I welcome the IAB’s involvement with the Committee for Advertising Practice, with the UK Council for Child Internet Safety, and the IASH Code. And the work you are doing on privacy is very welcome – I look forward to seeing your guidelines shortly.
Personally I can see the consumer benefit of targeting advertising – the equivalents of the Genius button on itunes and Amazon’s various recommendations. I can see the benefits of fewer adverts of greater relevance.
But there has to be informed consent for a system on that basis. There has to be an opt-in to the targeting technology, not an opt-out.
And we need to resolve the balance over personal data. What’s necessary for privacy and data protection? What’s beneficial for security? What’s acceptable for marketing?
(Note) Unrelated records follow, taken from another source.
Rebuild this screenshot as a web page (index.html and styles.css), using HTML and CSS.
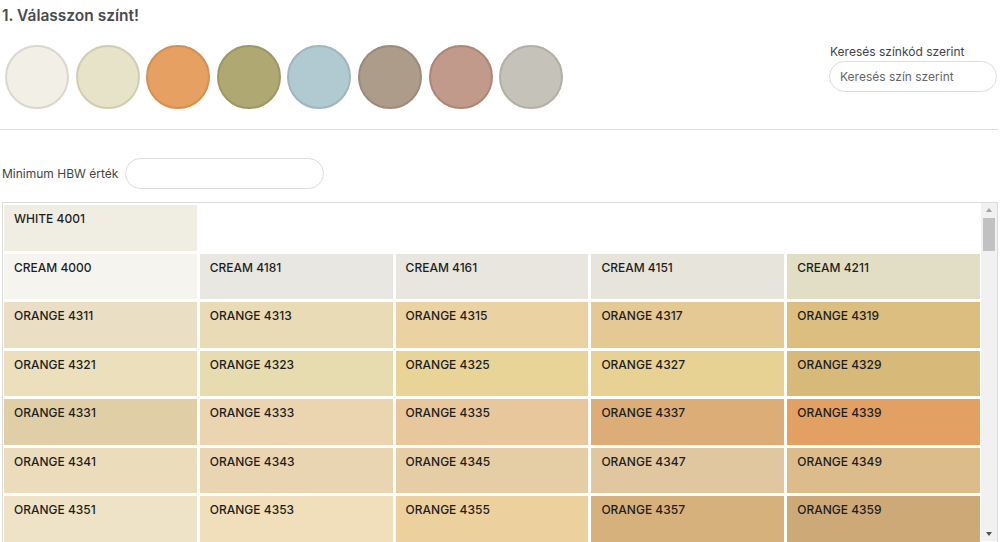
FILE: index.html
```html
<!DOCTYPE html>
<html lang="hu">
<head>
<meta charset="utf-8">
<title>Válasszon színt</title>
<link rel="stylesheet" href="styles.css">
</head>
<body>
<div class="page">
  <h2 class="title">1. Válasszon színt!</h2>
  <div class="header">
    <div class="swatches">
      <span class="swatch s1"></span>
      <span class="swatch s2"></span>
      <span class="swatch s3"></span>
      <span class="swatch s4"></span>
      <span class="swatch s5"></span>
      <span class="swatch s6"></span>
      <span class="swatch s7"></span>
      <span class="swatch s8"></span>
    </div>
    <div class="search">
      <label class="search-label">Keresés színkód szerint</label>
      <input class="search-input" type="text" placeholder="Keresés szín szerint">
    </div>
  </div>
  <hr class="divider">
  <div class="filter">
    <label class="filter-label">Minimum HBW érték</label>
    <input class="filter-input" type="text">
  </div>
  <div class="results">
    <div class="viewport">
      <div class="grid">
        <div class="cell" style="background:#f0ede3">WHITE 4001</div>
        <div class="cell newrow" style="background:#f5f4ef">CREAM 4000</div>
        <div class="cell" style="background:#e9e7e1">CREAM 4181</div>
        <div class="cell" style="background:#e8e6df">CREAM 4161</div>
        <div class="cell" style="background:#e7e4db">CREAM 4151</div>
        <div class="cell" style="background:#e2dec5">CREAM 4211</div>
        <div class="cell" style="background:#eadfc4">ORANGE 4311</div>
        <div class="cell" style="background:#e9dbb6">ORANGE 4313</div>
        <div class="cell" style="background:#ead2a3">ORANGE 4315</div>
        <div class="cell" style="background:#e5c994">ORANGE 4317</div>
        <div class="cell" style="background:#dbbe80">ORANGE 4319</div>
        <div class="cell" style="background:#ebdfbc">ORANGE 4321</div>
        <div class="cell" style="background:#e7dcb0">ORANGE 4323</div>
        <div class="cell" style="background:#e9d497">ORANGE 4325</div>
        <div class="cell" style="background:#e7d294">ORANGE 4327</div>
        <div class="cell" style="background:#d7b97a">ORANGE 4329</div>
        <div class="cell" style="background:#e0cfa6">ORANGE 4331</div>
        <div class="cell" style="background:#ebd5b1">ORANGE 4333</div>
        <div class="cell" style="background:#e7c79b">ORANGE 4335</div>
        <div class="cell" style="background:#dcad77">ORANGE 4337</div>
        <div class="cell" style="background:#e3a063">ORANGE 4339</div>
        <div class="cell" style="background:#ebdcbb">ORANGE 4341</div>
        <div class="cell" style="background:#ead5b2">ORANGE 4343</div>
        <div class="cell" style="background:#e5cda6">ORANGE 4345</div>
        <div class="cell" style="background:#e0c79f">ORANGE 4347</div>
        <div class="cell" style="background:#ddbc8c">ORANGE 4349</div>
        <div class="cell" style="background:#efe3c7">ORANGE 4351</div>
        <div class="cell" style="background:#f0dfba">ORANGE 4353</div>
        <div class="cell" style="background:#ecd19f">ORANGE 4355</div>
        <div class="cell" style="background:#d7b17b">ORANGE 4357</div>
        <div class="cell" style="background:#cea978">ORANGE 4359</div>
      </div>
    </div>
    <div class="scrollbar">
      <span class="arrow up"></span>
      <span class="track"><span class="thumb"></span></span>
      <span class="arrow down"></span>
    </div>
  </div>
</div>
</body>
</html>
```
FILE: styles.css
```css
html, body {
  margin: 0;
  padding: 0;
  background: #ffffff;
  font-family: "Inter", "Liberation Sans", sans-serif;
  color: #222;
  overflow: hidden;
}

.page {
  width: 998px;
}

.title {
  margin: 0;
  padding: 6px 0 0 2px;
  font-size: 15.5px;
  line-height: 20px;
  font-weight: 600;
  color: #4b4b4b;
}

.header {
  display: flex;
  justify-content: space-between;
  align-items: flex-start;
  padding: 19px 0 0 5px;
}

.swatches {
  display: flex;
  gap: 6.6px;
}

.swatch {
  display: block;
  width: 60px;
  height: 60px;
  border-radius: 50%;
  border: 2px solid;
}

.s1 { background: #f2efe6; border-color: #dad7cf; }
.s2 { background: #e6e3c9; border-color: #d1cdb2; }
.s3 { background: #e5a062; border-color: #d48f52; }
.s4 { background: #afa872; border-color: #9d9763; }
.s5 { background: #b1c9d0; border-color: #9fb6bd; }
.s6 { background: #ad9c8a; border-color: #9b8b7a; }
.s7 { background: #c29a8b; border-color: #ae8677; }
.s8 { background: #c5c2b9; border-color: #b2afa6; }

.search {
  display: flex;
  flex-direction: column;
  width: 168px;
  padding-right: 1px;
}

.search-label {
  font-size: 12px;
  line-height: 14px;
  color: #444;
  padding-left: 1px;
}

.search-input,
.filter-input {
  box-sizing: border-box;
  height: 31px;
  border: 1px solid #dddddd;
  border-radius: 16px;
  font-family: inherit;
  font-size: 12px;
  color: #444;
  outline: none;
  background: #fff;
}

.search-input {
  margin-top: 2px;
  width: 168px;
  padding: 0 10px;
}

.search-input::placeholder {
  color: #666;
}

.divider {
  margin: 20px 0 0 0;
  border: 0;
  border-top: 1px solid #dcdcdc;
  height: 0;
  width: 998px;
}

.filter {
  display: flex;
  align-items: center;
  gap: 7px;
  padding: 28px 0 0 2px;
}

.filter-label {
  font-size: 12px;
  color: #444;
}

.filter-input {
  width: 199px;
}

.results {
  display: flex;
  margin: 13px 0 0 2px;
  width: 996px;
  height: 345px;
  box-sizing: border-box;
  border: 1px solid #dcdcdc;
  overflow: hidden;
}

.viewport {
  flex: 1;
  overflow: hidden;
}

.grid {
  display: grid;
  grid-template-columns: repeat(5, 1fr);
  grid-auto-rows: 45.5px;
  gap: 3px;
  padding: 2px 1px 2px 1px;
}

.cell {
  padding: 7px 10px 8px;
  font-size: 12px;
  line-height: 14px;
  font-weight: 500;
  color: #1e1e1e;
}

.newrow {
  grid-column-start: 1;
}

.scrollbar {
  display: flex;
  flex-direction: column;
  width: 16px;
  background: #f1f1f1;
  height: 338px;
}

.arrow {
  display: flex;
  justify-content: center;
  align-items: center;
  height: 14px;
}

.arrow::before {
  content: "";
  width: 0;
  height: 0;
  border-left: 3.5px solid transparent;
  border-right: 3.5px solid transparent;
}

.up::before {
  border-bottom: 4px solid #a3a3a3;
}

.down::before {
  border-top: 4px solid #505050;
}

.track {
  flex: 1;
  padding: 1px 2px;
}

.thumb {
  display: block;
  height: 33px;
  background: #c1c1c1;
}
```
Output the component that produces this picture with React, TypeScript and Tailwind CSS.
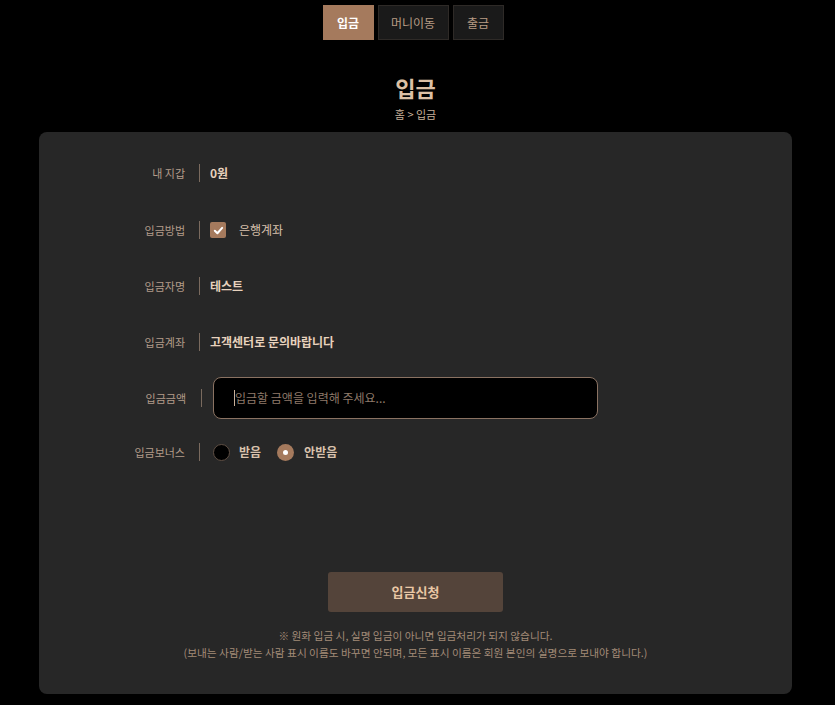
import React from "react";

const font = { fontFamily: '"Noto Sans CJK KR", "Noto Sans", sans-serif' };

function Row({ label, children, className = "" }: { label: string; children: React.ReactNode; className?: string }) {
  return (
    <div className={`flex items-center ${className}`}>
      <div className="w-[146px] text-right text-[11px] text-[#b39c8a]">{label}</div>
      <div className="ml-[14px] h-[18px] w-px bg-[#7a6a5e]" />
      <div className="ml-[10px] flex items-center">{children}</div>
    </div>
  );
}

export default function App() {
  return (
    <div className="min-h-[705px] w-[835px] bg-black" style={font}>
      <div className="w-[831px]">
        <div className="flex w-[826px] justify-center gap-[4px] pt-[5px]">
          <div className="flex h-[35px] w-[51px] items-center justify-center bg-[#a57a5d] text-[12px] font-bold text-white">입금</div>
          <div className="flex h-[35px] w-[71px] items-center justify-center border border-[#2e2a27] bg-[#1a1a1a] text-[12px] text-[#b89c84]">머니이동</div>
          <div className="flex h-[35px] w-[51px] items-center justify-center border border-[#2e2a27] bg-[#1a1a1a] text-[12px] text-[#b89c84]">출금</div>
        </div>
        <div className="mt-[33px] text-center text-[22px] font-bold leading-[28px] text-[#dcc0a5]">입금</div>
        <div className="mt-[6px] text-center text-[11px] leading-[14px] text-[#c8b09a]">홈 &gt; 입금</div>
        <div className="mx-[39px] mt-[11px] h-[562px] rounded-[8px] bg-[#272727] pt-[31px]">
          <Row label="내 지갑" className="h-[20px]">
            <span className="text-[12px] font-bold text-[#e8d2bd]">0원</span>
          </Row>
          <Row label="입금방법" className="mt-[37px] h-[20px]">
            <span className="flex h-[16px] w-[16px] items-center justify-center rounded-[2px] bg-[#a57a5d]">
              <svg width="11" height="11" viewBox="0 0 12 12"><path d="M2 6.3 L4.8 9 L10 3.2" stroke="white" strokeWidth="2.2" fill="none" strokeLinecap="round" strokeLinejoin="round" /></svg>
            </span>
            <span className="ml-[13px] text-[12px] text-[#d9c2ad]">은행계좌</span>
          </Row>
          <Row label="입금자명" className="mt-[36px] h-[20px]">
            <span className="text-[12px] font-bold text-[#e8d2bd]">테스트</span>
          </Row>
          <Row label="입금계좌" className="mt-[36px] h-[20px]">
            <span className="text-[12px] font-bold text-[#e8d2bd]">고객센터로 문의바랍니다</span>
          </Row>
          <div className="mt-[25px] flex h-[42px] items-center">
            <div className="w-[147px] text-right text-[11px] text-[#b39c8a]">입금금액</div>
            <div className="ml-[15px] h-[18px] w-px bg-[#7a6a5e]" />
            <div className="ml-[11px] flex h-[42px] w-[385px] items-center rounded-[8px] border border-[#8a7262] bg-black pl-[20px]">
              <span className="h-[16px] w-px bg-[#c8b09a]" />
              <span className="text-[12px] text-[#8f7a6a]">입금할 금액을 입력해 주세요...</span>
            </div>
          </div>
          <Row label="입금보너스" className="mt-[23px] h-[20px]">
            <span className="ml-[3px] h-[17px] w-[17px] rounded-full border border-[#5f4f44] bg-black" />
            <span className="ml-[9px] text-[12px] font-bold text-[#d9c2ad]">받음</span>
            <span className="ml-[16px] flex h-[17px] w-[17px] items-center justify-center rounded-full bg-[#a57a5d]">
              <span className="h-[5px] w-[5px] rounded-full bg-white" />
            </span>
            <span className="ml-[10px] text-[12px] font-bold text-[#d9c2ad]">안받음</span>
          </Row>
          <div className="mt-[110px] flex justify-center">
            <div className="flex h-[40px] w-[175px] items-center justify-center rounded-[3px] bg-[#54443a] text-[13px] font-bold text-[#eac8a6]">입금신청</div>
          </div>
          <div className="mt-[15px] text-center text-[10.7px] leading-[17px] text-[#a38b78]">
            <div>※ 원화 입금 시, 실명 입금이 아니면 입금처리가 되지 않습니다.</div>
            <div>(보내는 사람/받는 사람 표시 이름도 바꾸면 안되며, 모든 표시 이름은 회원 본인의 실명으로 보내야 합니다.)</div>
          </div>
        </div>
      </div>
    </div>
  );
}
These are all questions we need to consider jointly.
There has to be responsibility when it comes to online promotion and advertising of alcohol and food to children – responsibility to upholding the principles that apply offline, not trying to circumvent them online.
There has to be transparency. Offline, people are accustomed to what advertising looks like. But the lines between advertising and editorial are blurred online – particularly when it comes to company and brand websites.
We also need to think, with online advertising overtaking TV advertising, how the online world can support content production, particularly in the UK.
This is all fast-moving territory at the moment, but I think it’s vitally important that the Government is ahead of the debate rather than sitting back then having to leap when a crisis comes along and brings huge pressure to bear – the sort of situation that risks cumbersome and unenforceable legislation.
We have to be interested in working together on practical, flexible, responsive measures.
We need a better dialogue between Governments at international levels on these issues. It is in this context that solutions can be found.
Above all we look to the industry to act responsibly, in its own interests. And you’ll have the full support of the Government.